In OpenEXR, here’s what looks to be happening:

  • First the incoming data is split into two parts; first all the odd-indexed bytes, then all the even-indexed bytes. My guess is that this is based on assumption that 16-bit float is going to be the dominant input data type, and splitting it into “first all the lower bytes, then all the higher bytes” does improve compression when a general purpose compressor is used.
    • That got me thinking: EXR also supports 32-bit float and 32-bit integer pixel data types. However here for compression, they are still split into two parts, as if data is 16-bit sized. This does not cause any correctness issues, but I’m wondering whether it might be slightly suboptimal for compression ratio.
  • Then the resulting byte stream is delta encoded; e.g. this turns a byte sequence like { 1, 2, 3, 4, 5, 6, 4, 2, 0 } (not very compressible) into { 1, 129, 129, 129, 129, 129, 126, 126, 126 } which is much tastier for a compressor.

Let’s try doing exactly the same data filtering for Zstandard too:

Zstd with filtering

Look at that! Zstd sweeps all others away!

  • Ratio: 2.446x for Zstd, 2.442x for PIZ, 2.421x for Zip. These are actually very close to each other.
  • Writing: At 735MB/s, Zstd is fastest of all, by far. 1.7x faster than uncompressed or Zip, and handily winning against previous “fast to write, good ratio” PIZ. And it would be 3.6x faster than previous Zip at compression level 6.
  • Reading: At 2005MB/s, Zstd almost reaches RLE reading performance, is a bit faster to read than uncompressed (1744MB/s) or Zip (1697MB/s), and quite a bit faster than PIZ (1264MB/s).
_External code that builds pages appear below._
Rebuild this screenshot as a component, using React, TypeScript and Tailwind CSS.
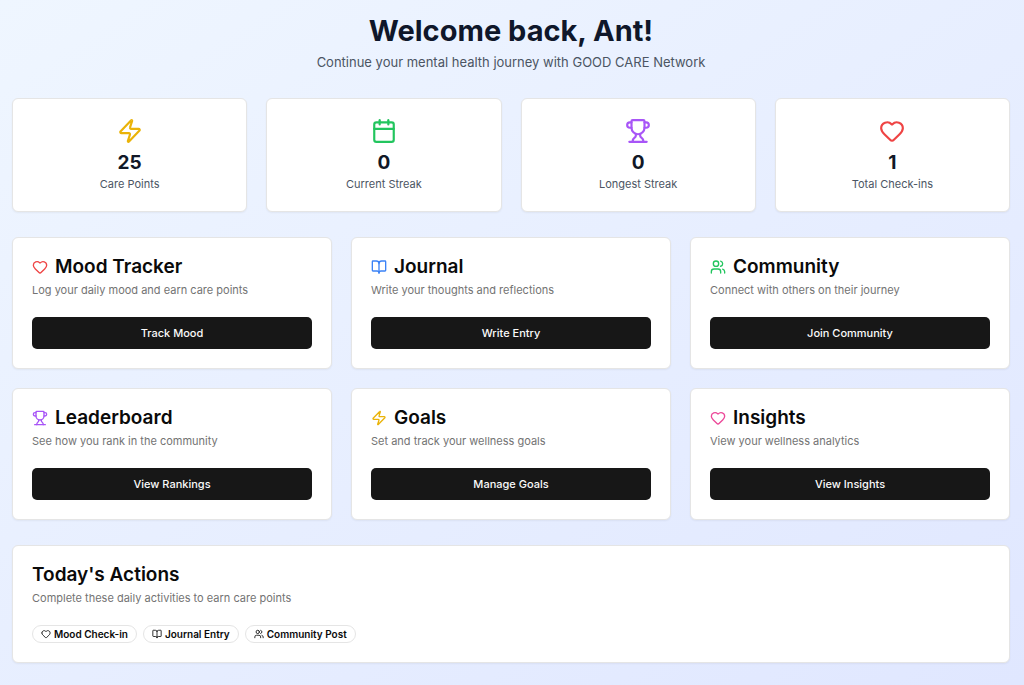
import React from "react";
import { BookOpen, Calendar, Heart, Trophy, Users, Zap, type LucideIcon } from "lucide-react";

interface Stat {
    label: string;
    value: number;
    icon: LucideIcon;
    color: string;
}

interface Feature {
    title: string;
    description: string;
    action: string;
    icon: LucideIcon;
    color: string;
}

const stats: Stat[] = [
    { label: "Care Points", value: 25, icon: Zap, color: "text-[#eab308]" },
    { label: "Current Streak", value: 0, icon: Calendar, color: "text-[#22c55e]" },
    { label: "Longest Streak", value: 0, icon: Trophy, color: "text-[#a855f7]" },
    { label: "Total Check-ins", value: 1, icon: Heart, color: "text-[#ef4444]" },
];

const features: Feature[] = [
    {
        title: "Mood Tracker",
        description: "Log your daily mood and earn care points",
        action: "Track Mood",
        icon: Heart,
        color: "text-[#ef4444]",
    },
    {
        title: "Journal",
        description: "Write your thoughts and reflections",
        action: "Write Entry",
        icon: BookOpen,
        color: "text-[#3b82f6]",
    },
    {
        title: "Community",
        description: "Connect with others on their journey",
        action: "Join Community",
        icon: Users,
        color: "text-[#22c55e]",
    },
    {
        title: "Leaderboard",
        description: "See how you rank in the community",
        action: "View Rankings",
        icon: Trophy,
        color: "text-[#a855f7]",
    },
    {
        title: "Goals",
        description: "Set and track your wellness goals",
        action: "Manage Goals",
        icon: Zap,
        color: "text-[#eab308]",
    },
    {
        title: "Insights",
        description: "View your wellness analytics",
        action: "View Insights",
        icon: Heart,
        color: "text-[#ec4899]",
    },
];

const actions = [
    { label: "Mood Check-in", icon: Heart },
    { label: "Journal Entry", icon: BookOpen },
    { label: "Community Post", icon: Users },
];

const Card: React.FC<{ className?: string; children: React.ReactNode }> = ({ className = "", children }) => (
    <div className={`rounded-md border border-[#e5e5e5] bg-white p-[19px] shadow-xs ${className}`}>{children}</div>
);

const App: React.FC = () => {
    return (
        <div className="min-h-screen bg-linear-to-br from-[#eff6ff] to-[#e0e7ff] pt-3 pr-3.5 pb-5 pl-3 font-['Inter',sans-serif]">
            {/* Header */}
            <header className="mb-[26px] text-center">
                <h1 className="text-[29px] leading-[38px] font-bold text-[#0f172a]">Welcome back, Ant!</h1>
                <p className="mt-0.5 text-[13px] leading-5 text-[#4b5563]">
                    Continue your mental health journey with GOOD CARE Network
                </p>
            </header>

            {/* Stats */}
            <section className="mb-[25px] grid grid-cols-2 gap-[19px] md:grid-cols-4">
                {stats.map((stat) => (
                    <Card key={stat.label} className="text-center">
                        <stat.icon className={`mx-auto mb-1.5 size-[26px] ${stat.color}`} />
                        <div className="text-[19px] leading-[26px] font-bold text-[#111827]">{stat.value}</div>
                        <div className="text-[11px] leading-4 text-[#4b5563]">{stat.label}</div>
                    </Card>
                ))}
            </section>

            {/* Features */}
            <section className="mb-[25px] grid grid-cols-1 gap-[19px] sm:grid-cols-2 md:grid-cols-3">
                {features.map((feature) => (
                    <Card key={feature.title}>
                        <h2 className="flex items-center gap-[7px] text-[19px] leading-5 font-semibold text-[#0a0a0a]">
                            <feature.icon className={`size-4 shrink-0 ${feature.color}`} />
                            {feature.title}
                        </h2>
                        <p className="mt-[5px] text-[11px] leading-4 text-[#737373]">{feature.description}</p>
                        <button
                            type="button"
                            className="mt-[19px] h-8 w-full rounded-[5px] bg-[#171717] text-[11px] font-medium text-[#fafafa] hover:bg-[#2e2e2e]"
                        >
                            {feature.action}
                        </button>
                    </Card>
                ))}
            </section>

            {/* Today's actions */}
            <Card>
                <h2 className="text-[19px] leading-5 font-semibold text-[#0a0a0a]">Today's Actions</h2>
                <p className="mt-[5px] text-[11px] leading-4 text-[#737373]">
                    Complete these daily activities to earn care points
                </p>
                <div className="mt-[19px] flex flex-wrap gap-1.5">
                    {actions.map((action) => (
                        <div
                            key={action.label}
                            className="flex h-[18px] items-center gap-[3px] rounded-full border border-[#e5e5e5] px-2 text-[10px] font-semibold text-[#0a0a0a]"
                        >
                            <action.icon className="size-2.5" />
                            {action.label}
                        </div>
                    ))}
                </div>
            </Card>
        </div>
    );
};

export default App;
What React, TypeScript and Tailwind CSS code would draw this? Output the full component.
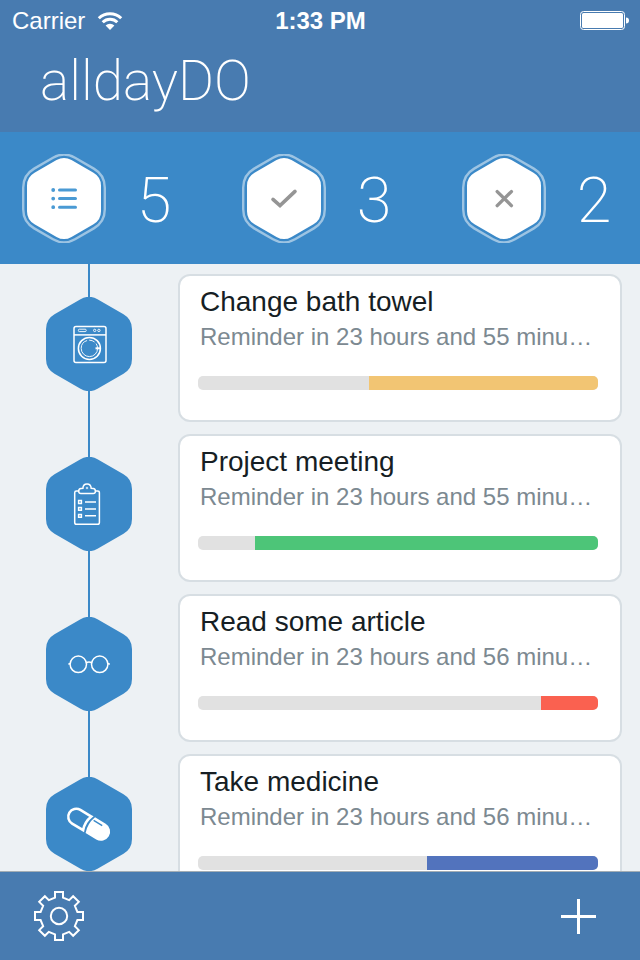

Zstd also has various compression levels; the above chart is using the default (3) level. Let’s look at those.

Zstd compression levels

We have much more compression levels to choose from compared to Zip – there are “regular levels” between 1 and 22, but also negative levels that drop quite a bit of compression ratio in hopes to increase performance (this makes Zstd almost reach into LZ4 territory). Here’s a chart (click for an interactive page) where I tried most of them:

  • Negative levels (-1 and -3 in the chart) don’t seem to be worth it: compression ratio drops significantly (from 2.4-2.5x down to 2.1x) and they don’t buy any additional performance. I guess the compression itself might be faster, but the increased file size makes it slower to write, so they cancel each other out.
  • There isn’t much compression ratio changes between the levels – it varies between 2.446x (level 3) up to 2.544x (level 16). Slightly more variation than Zip, but not much. Levels beyond 10 get into “really slow” territory without buying much more ratio.
  • Level 1 looks better than default Level 3 in all aspects: quite a bit faster to write (745 -> 837 MB/s), and curiously enough slightly better compression ratio too (2.446x -> 2.463x)! Zstd with level 1 looks quite excellent (marked with a star shape point in the graph):
    • Writing: 2.0x faster than uncompressed, 1.9x faster than Zip, 1.4x faster than PIZ.
    • Reading: 1.16x faster than uncompressed, 1.06x faster than Zip, 1.7x faster than PIZ.
    • Ratio: a tiny bit better than either Zip or PIZ, but all of them about 2.4x really.

Next up?

I’ll report these findings to “Investigate additional compression” OpenEXR github issue, and see if someone says that Zstd makes sense to add (maybe? TIFF added it in v4.0.10 back in year 2017…). If it does, then most of the work will be “ok how to properly do that with their CMake/Bazel/whatever build system”; C++ projects are always “fun” in that regard, aren’t they.

Maybe it would be worth looking at some different filter than the one used by Zip (particularly for 32-bit float/integer images) too?

I also want to look into more specialized compression schemes, besides just “let’s throw something better than zlib at the thing” :)

Update: next blog post turned out to be about libdeflate.